Hace algunos meses comenté el proyecto de los Centros Interactivos Imago que encabeza con tenaz vocación altruista Renata Chapa, “la dueña de mis cada vez más flacas quincenas”. Al margen de mi relación personal con ella, dije que me resultaba relativamente fácil entender su preocupación por dar un paso hacia esas desconocidas formas de la solidaridad, pues “La he escuchado desde hace años y sé que uno de sus principales orgullos es el de saberse parte de esa delgada franja de mexicanos que han tenido la oportunidad, el privilegio, de estudiar una carrera profesional, luego una maestría y durante ya década y media de dar clases en diferentes universidades de Chihuahua y La Laguna. ¿Y después de eso, qué?, se ha preguntado Renata. La respuesta ha sido un proyecto de carácter estrictamente educativo en el que ha volcado sus entusiasmos para dar algo de lo mucho que ha, que hemos, recibido”.
De los cuatro centros que ella ha buscado poner en marcha (siempre en medio de las dificultades propias de una mujer que ya de por sí es trabajadora, madre y esposa) el ubicado en el Cereso de Torreón es, quizá, el más adelantado, pues varios maestros ya donamos nuestro tiempo e impartimos clases de lo que sabemos. Así, por ejemplo, el ingeniero Javier Villaseñor, el comunicador Édgar Salinas y el maestro Joel de Santiago imparten, respectivamente, cátedras sobre mecánica automotriz, periodismo y música, los tres con una generosidad y un gusto meritorios, todos con una constancia que sin duda merece franco elogio.
Obviamente, mi cercanía a la creadora y encargada de los Centros Imago ha sido un acicate para dar también algo de lo mucho que he recibido en este país por lo común tacaño con sus hijos. Bien o mal, a jalones, de manera autodidáctica, me he hecho de un cierto conocimiento literario y eso es lo que he ofrecido. Dicha experiencia, puedo decirlo ahora, es una de las más estimables que he tenido en mi carrera de maestro. Empezamos con el taller de narrativa, recuerdo, a mediados del semestre pasado. Tengo una población flotante de ocho o diez talleristas, pero han sido cuatro los más tenaces asistentes a cada sesión. Cuando iniciamos vi que estaba cerca la convocatoria al concurso de cuento navideño organizado por la Casa de la Cultura de Gómez Palacio y la Coca Cola, y propuse a mis alumnos/amigos trabajar con disciplina para ver cuántos podían armar un cuento capaz de participar en el certamen. Orienté, escuché, sugerí, y al fin tres internos alcanzaron el propósito: entraron al concurso, sus obras salieron del penal para probar suerte en una justa literaria. Eso era ya un logro y quedamos satisfechos; lo demás, si se daba, era un extra sobre lo cual ya no podíamos influir.

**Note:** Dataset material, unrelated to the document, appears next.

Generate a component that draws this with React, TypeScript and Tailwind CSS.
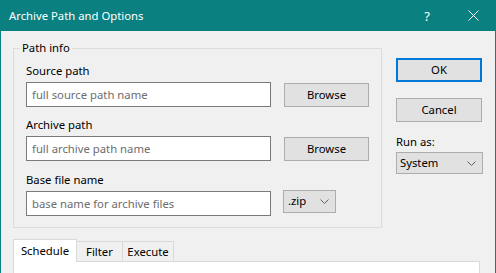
import React from "react";

const inputCls =
  "h-[25px] w-[245px] border border-[#7a7a7a] bg-white pl-[5px] leading-[23px] text-[#6d6d6d]";
const btnCls =
  "flex items-center justify-center border border-[#adadad] bg-[#e1e1e1] text-black";

function Chevron() {
  return (
    <svg width="9" height="5" viewBox="0 0 9 5" className="shrink-0">
      <path d="M0.5 0.5 L4.5 4.5 L8.5 0.5" fill="none" stroke="#606060" strokeWidth="1" />
    </svg>
  );
}

function Field({ label, placeholder, mt, children }: { label: string; placeholder: string; mt: string; children: React.ReactNode }) {
  return (
    <div className={mt}>
      <div className="h-[16px] leading-[16px]">{label}</div>
      <div className="mt-[3px] flex items-start">
        <div className={inputCls}>{placeholder}</div>
        {children}
      </div>
    </div>
  );
}

export default function App() {
  return (
    <div className="flex h-[273px] w-[496px] flex-col overflow-hidden border-x border-[#0a8080] bg-[#f0f0f0] font-['Noto_Sans',sans-serif] text-[11.3px] text-black">
      {/* title bar */}
      <div className="flex h-[31px] shrink-0 items-center bg-[#0a8080] pl-[8px] text-white">
        <span className="leading-[16px]">Archive Path and Options</span>
        <span className="ml-auto text-[13px] leading-[16px]">?</span>
        <svg width="11" height="11" viewBox="0 0 11 11" className="ml-[38px] mr-[16px]">
          <path d="M0.5 0.5 L10.5 10.5 M10.5 0.5 L0.5 10.5" stroke="white" strokeWidth="1" />
        </svg>
      </div>

      <div className="flex pl-[12px] pt-[9px]">
        <fieldset className="w-[369px] border border-[#dcdcdc]">
          <legend className="ml-[6px] px-[2px] leading-[16px]">Path info</legend>
          <div className="px-[12px] pb-[11px] pt-[7px]">
            <Field label="Source path" placeholder="full source path name" mt="">
              <div className={`${btnCls} ml-[13px] mt-px h-[24px] w-[85px]`}>Browse</div>
            </Field>
            <Field label="Archive path" placeholder="full archive path name" mt="mt-[10px]">
              <div className={`${btnCls} ml-[13px] mt-px h-[24px] w-[85px]`}>Browse</div>
            </Field>
            <Field label="Base file name" placeholder="base name for archive files" mt="mt-[11px]">
              <div className={`${btnCls} ml-[12px] mt-[-1px] h-[23px] w-[53px] !justify-between pl-[4px] pr-[6px]`}>
                <span>.zip</span>
                <Chevron />
              </div>
            </Field>
          </div>
        </fieldset>

        <div className="ml-[14px] flex flex-col pt-[18px]">
          <div className={`${btnCls} h-[24px] w-[86px] !border-2 !border-[#0078d7]`}>OK</div>
          <div className={`${btnCls} mt-[16px] h-[24px] w-[86px]`}>Cancel</div>
          <div className="mt-[12px] h-[16px] leading-[16px]">Run as:</div>
          <div className={`${btnCls} mt-[2px] h-[22px] w-[87px] !justify-between pl-[3px] pr-[6px]`}>
            <span>System</span>
            <Chevron />
          </div>
        </div>
      </div>

      {/* tabs */}
      <div className="mt-[11px] flex flex-col pl-[12px]">
        <div className="flex items-end">
          <div className="relative z-10 mb-[-1px] flex h-[23px] w-[64px] items-start justify-center border border-b-0 border-[#d9d9d9] bg-white pt-[3px] leading-[16px]">
            Schedule
          </div>
          <div className="flex h-[20px] w-[46px] items-center justify-center border border-l-0 border-b-0 border-[#d9d9d9] leading-[16px]">
            Filter
          </div>
          <div className="flex h-[20px] w-[51px] items-center justify-center border border-l-0 border-b-0 border-[#d9d9d9] leading-[16px]">
            Execute
          </div>
        </div>
        <div className="h-[40px] w-[467px] border border-[#d9d9d9] bg-white" />
      </div>
    </div>
  );
}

Pasaron algunas semanas y los resultados fueron difundidos: Eliseo Carrillo, Gerardo Furlong y Martín Arreola consiguieron menciones honoríficas y eso fue, más para mí que para ellos, un triunfo equivalente al mejor que he podido obtener como maestro de taller. Ver cómo nacieron esos relatos, escucharlos, comentarlos, sentir en sus autores la necesidad de atar palabras en medio de la adversidad y las privaciones, fue para mí, insisto, una experiencia docente excepcional.
Ayer sábado fueron entregados los premios en la Casa de la Cultura gomezpalatina. Mis amigos galardonados, claro, no pudieron estar allí, pero sus obras permiten ver que, como en “El aromo”, esa hermosa canción de Yupanqui, ellos han hecho “flores de sus penas”. Los felicito. A ellos y a Renata. Es un esfuerzo educativo que los enaltece.